The target is Spamhaus, a European group that tracks spammers on the Internet. Much to the annoyance of spammers, Spamhaus maintains a blacklist of bad actors that it distributes to spam-blocking services worldwide. Blacklisted sites have hit back before – but never this hard.

Arbor Networks, a cybersecurity company monitoring DDoS attacks, says Wednesday’s attack appears to be the biggest on record – about 300 billion bits (300 gigabits) per second. That’s big enough to have an impact on data intensive services like Netflix, which was among services reportedly slowed by the attack.

“Arbor has been monitoring DDoS for more than a dozen years and we’ve seen attack size peaking at around 100 Gbps in recent years,” says Dan Holden, director of ASERT, Arbor Network’s Security Engineering & Response Team. “Today’s attack appears to be significantly larger than that.”

The monster attack began after Spamhaus blacklisted a Netherlands based web-hosting group called Cyberbunker earlier this month. Soon the DDoS tide was rising from routine surge to tidal wave proportions. One impact of the attack: Spamhaus website is blocked, although the company is still reportedly able to send out its list.

But the other more noticeable impact is a slowdown on the whole Internet. That’s because the attackers have used a weakness that is part of the Internet’s architecture – exploiting the Internet’s core infrastructure, a computer directory called the Domain Name System, or DNS. The bots blasted their junk data – messages that appear to be from Spamhaus – at the DNS servers worldwide. That, in turn, sent a Niagara of data blasting back at Spamhaus, but bogged down the entire Internet, too, experts say.

“It is not surprising that DNS amplification was used in an attack of this size,” Mr. Holden says. “Just over one-quarter of respondents [to a company survey] experienced customer-impacting DDoS attacks on their DNS infrastructure in 2012, a 100 percent increase over the previous year.”

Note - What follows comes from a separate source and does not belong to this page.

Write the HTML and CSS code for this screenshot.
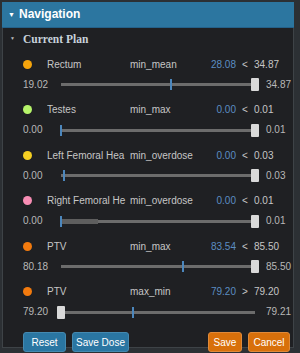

One indicator of scale compares Wednesday’s attacks with recent enormous DDoS attacks against US banks that began last fall – and are continuing. Those bank DDoS attacks had been notable for being in the range of 65-70 gigabits per second – about 15 to 30 times larger than usual for such cyberattacks and roughly equal to data contained in 250,000 books shot at a bank website each second.

By comparison, the December 2010 hacktivist-inspired "Operation Avenge Assange," DDoS attacks conducted by the hacktivist group Anonymous, now look miniscule – ranging in size from 2 gigabits per second to 4 gigabits, indicating perhaps 3,000 to 7,000 attackers at any one moment.

At 300 Gbps, there have even been hyperbolic comparisons made to nuclear detonations. Cyberbunker has not officially claimed responsibility for the attack, although some claiming to speak for the group said its members were attacking. Other cybersecurity experts concurred with that.

“These guys [Cyberbunker] are just mad,” Patrick Gilmore, chief architect at Aramaic Networks, a digital content provider, told The New York Times. “To be frank, they got caught. They think they should be allowed to spam.”